== Material ==
--- --- ---

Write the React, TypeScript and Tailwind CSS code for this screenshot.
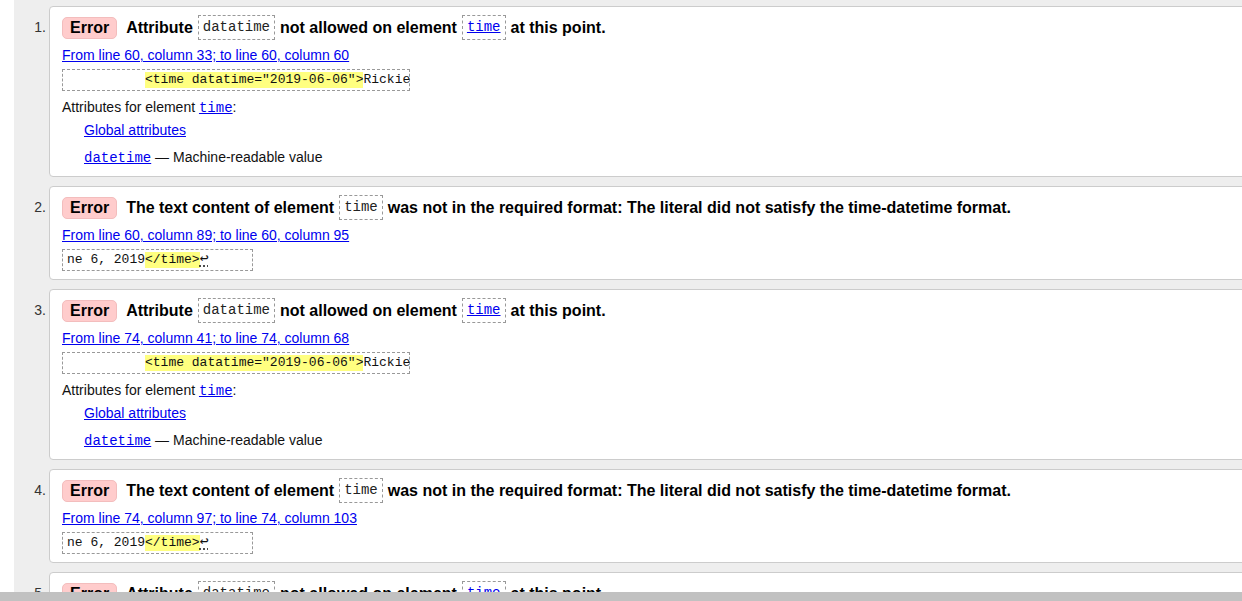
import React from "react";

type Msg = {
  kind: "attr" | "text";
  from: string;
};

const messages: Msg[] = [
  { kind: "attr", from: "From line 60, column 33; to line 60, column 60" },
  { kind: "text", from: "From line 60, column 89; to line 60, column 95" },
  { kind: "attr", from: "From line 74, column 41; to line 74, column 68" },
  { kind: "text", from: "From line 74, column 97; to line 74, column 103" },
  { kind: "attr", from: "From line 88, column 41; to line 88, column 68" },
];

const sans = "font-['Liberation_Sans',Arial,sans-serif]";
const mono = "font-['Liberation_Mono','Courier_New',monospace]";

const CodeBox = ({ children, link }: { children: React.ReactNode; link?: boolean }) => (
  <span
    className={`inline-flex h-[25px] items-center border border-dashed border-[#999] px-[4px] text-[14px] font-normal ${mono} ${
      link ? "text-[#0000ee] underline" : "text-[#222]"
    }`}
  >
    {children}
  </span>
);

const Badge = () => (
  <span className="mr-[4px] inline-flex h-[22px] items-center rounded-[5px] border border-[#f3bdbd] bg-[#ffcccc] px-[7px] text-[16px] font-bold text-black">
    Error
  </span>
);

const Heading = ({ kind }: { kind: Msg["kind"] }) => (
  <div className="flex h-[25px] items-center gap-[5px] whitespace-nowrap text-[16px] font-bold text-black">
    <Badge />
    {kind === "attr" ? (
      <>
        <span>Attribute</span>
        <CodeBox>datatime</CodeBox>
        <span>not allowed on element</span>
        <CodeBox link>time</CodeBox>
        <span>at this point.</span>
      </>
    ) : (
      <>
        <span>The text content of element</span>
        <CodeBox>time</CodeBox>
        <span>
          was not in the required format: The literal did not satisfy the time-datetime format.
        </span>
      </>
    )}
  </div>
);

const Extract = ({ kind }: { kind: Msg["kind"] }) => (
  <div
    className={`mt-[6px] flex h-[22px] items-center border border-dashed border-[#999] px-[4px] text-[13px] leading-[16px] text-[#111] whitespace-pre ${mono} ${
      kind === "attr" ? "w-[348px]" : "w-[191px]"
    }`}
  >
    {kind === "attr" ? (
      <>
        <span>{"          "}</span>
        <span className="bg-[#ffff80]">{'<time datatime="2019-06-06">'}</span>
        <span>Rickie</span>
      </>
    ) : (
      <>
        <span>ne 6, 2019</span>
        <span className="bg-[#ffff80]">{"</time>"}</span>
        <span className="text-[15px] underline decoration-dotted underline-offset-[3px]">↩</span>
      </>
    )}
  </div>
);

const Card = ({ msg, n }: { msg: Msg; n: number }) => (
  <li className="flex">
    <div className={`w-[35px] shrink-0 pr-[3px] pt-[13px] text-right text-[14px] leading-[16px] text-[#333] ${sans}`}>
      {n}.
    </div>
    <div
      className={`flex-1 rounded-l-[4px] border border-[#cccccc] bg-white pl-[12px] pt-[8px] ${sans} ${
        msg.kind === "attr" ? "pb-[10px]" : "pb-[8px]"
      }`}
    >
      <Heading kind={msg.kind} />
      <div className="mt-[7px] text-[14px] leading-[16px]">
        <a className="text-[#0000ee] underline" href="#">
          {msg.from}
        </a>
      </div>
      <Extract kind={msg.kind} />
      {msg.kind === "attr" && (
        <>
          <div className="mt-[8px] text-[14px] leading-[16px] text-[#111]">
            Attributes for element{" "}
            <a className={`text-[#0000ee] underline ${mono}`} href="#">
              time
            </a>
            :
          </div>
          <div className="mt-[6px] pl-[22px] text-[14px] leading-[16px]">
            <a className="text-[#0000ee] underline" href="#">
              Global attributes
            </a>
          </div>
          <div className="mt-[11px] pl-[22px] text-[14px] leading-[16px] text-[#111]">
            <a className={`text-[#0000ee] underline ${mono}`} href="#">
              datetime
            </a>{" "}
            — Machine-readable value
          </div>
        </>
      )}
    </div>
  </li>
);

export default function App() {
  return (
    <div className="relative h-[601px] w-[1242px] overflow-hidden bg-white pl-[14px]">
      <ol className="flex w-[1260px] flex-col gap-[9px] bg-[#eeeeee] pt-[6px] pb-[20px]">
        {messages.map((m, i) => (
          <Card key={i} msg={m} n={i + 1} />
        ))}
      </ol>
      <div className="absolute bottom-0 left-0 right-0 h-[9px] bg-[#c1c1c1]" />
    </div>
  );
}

--- --- ---

== What is required ==
Omit the pictures, and quote the material above exactly as given.

== Written response ==
Write the React, TypeScript and Tailwind CSS code for this screenshot.
import React from "react";

type Msg = {
  kind: "attr" | "text";
  from: string;
};

const messages: Msg[] = [
  { kind: "attr", from: "From line 60, column 33; to line 60, column 60" },
  { kind: "text", from: "From line 60, column 89; to line 60, column 95" },
  { kind: "attr", from: "From line 74, column 41; to line 74, column 68" },
  { kind: "text", from: "From line 74, column 97; to line 74, column 103" },
  { kind: "attr", from: "From line 88, column 41; to line 88, column 68" },
];

const sans = "font-['Liberation_Sans',Arial,sans-serif]";
const mono = "font-['Liberation_Mono','Courier_New',monospace]";

const CodeBox = ({ children, link }: { children: React.ReactNode; link?: boolean }) => (
  <span
    className={`inline-flex h-[25px] items-center border border-dashed border-[#999] px-[4px] text-[14px] font-normal ${mono} ${
      link ? "text-[#0000ee] underline" : "text-[#222]"
    }`}
  >
    {children}
  </span>
);

const Badge = () => (
  <span className="mr-[4px] inline-flex h-[22px] items-center rounded-[5px] border border-[#f3bdbd] bg-[#ffcccc] px-[7px] text-[16px] font-bold text-black">
    Error
  </span>
);

const Heading = ({ kind }: { kind: Msg["kind"] }) => (
  <div className="flex h-[25px] items-center gap-[5px] whitespace-nowrap text-[16px] font-bold text-black">
    <Badge />
    {kind === "attr" ? (
      <>
        <span>Attribute</span>
        <CodeBox>datatime</CodeBox>
        <span>not allowed on element</span>
        <CodeBox link>time</CodeBox>
        <span>at this point.</span>
      </>
    ) : (
      <>
        <span>The text content of element</span>
        <CodeBox>time</CodeBox>
        <span>
          was not in the required format: The literal did not satisfy the time-datetime format.
        </span>
      </>
    )}
  </div>
);

const Extract = ({ kind }: { kind: Msg["kind"] }) => (
  <div
    className={`mt-[6px] flex h-[22px] items-center border border-dashed border-[#999] px-[4px] text-[13px] leading-[16px] text-[#111] whitespace-pre ${mono} ${
      kind === "attr" ? "w-[348px]" : "w-[191px]"
    }`}
  >
    {kind === "attr" ? (
      <>
        <span>{"          "}</span>
        <span className="bg-[#ffff80]">{'<time datatime="2019-06-06">'}</span>
        <span>Rickie</span>
      </>
    ) : (
      <>
        <span>ne 6, 2019</span>
        <span className="bg-[#ffff80]">{"</time>"}</span>
        <span className="text-[15px] underline decoration-dotted underline-offset-[3px]">↩</span>
      </>
    )}
  </div>
);

const Card = ({ msg, n }: { msg: Msg; n: number }) => (
  <li className="flex">
    <div className={`w-[35px] shrink-0 pr-[3px] pt-[13px] text-right text-[14px] leading-[16px] text-[#333] ${sans}`}>
      {n}.
    </div>
    <div
      className={`flex-1 rounded-l-[4px] border border-[#cccccc] bg-white pl-[12px] pt-[8px] ${sans} ${
        msg.kind === "attr" ? "pb-[10px]" : "pb-[8px]"
      }`}
    >
      <Heading kind={msg.kind} />
      <div className="mt-[7px] text-[14px] leading-[16px]">
        <a className="text-[#0000ee] underline" href="#">
          {msg.from}
        </a>
      </div>
      <Extract kind={msg.kind} />
      {msg.kind === "attr" && (
        <>
          <div className="mt-[8px] text-[14px] leading-[16px] text-[#111]">
            Attributes for element{" "}
            <a className={`text-[#0000ee] underline ${mono}`} href="#">
              time
            </a>
            :
          </div>
          <div className="mt-[6px] pl-[22px] text-[14px] leading-[16px]">
            <a className="text-[#0000ee] underline" href="#">
              Global attributes
            </a>
          </div>
          <div className="mt-[11px] pl-[22px] text-[14px] leading-[16px] text-[#111]">
            <a className={`text-[#0000ee] underline ${mono}`} href="#">
              datetime
            </a>{" "}
            — Machine-readable value
          </div>
        </>
      )}
    </div>
  </li>
);

export default function App() {
  return (
    <div className="relative h-[601px] w-[1242px] overflow-hidden bg-white pl-[14px]">
      <ol className="flex w-[1260px] flex-col gap-[9px] bg-[#eeeeee] pt-[6px] pb-[20px]">
        {messages.map((m, i) => (
          <Card key={i} msg={m} n={i + 1} />
        ))}
      </ol>
      <div className="absolute bottom-0 left-0 right-0 h-[9px] bg-[#c1c1c1]" />
    </div>
  );
}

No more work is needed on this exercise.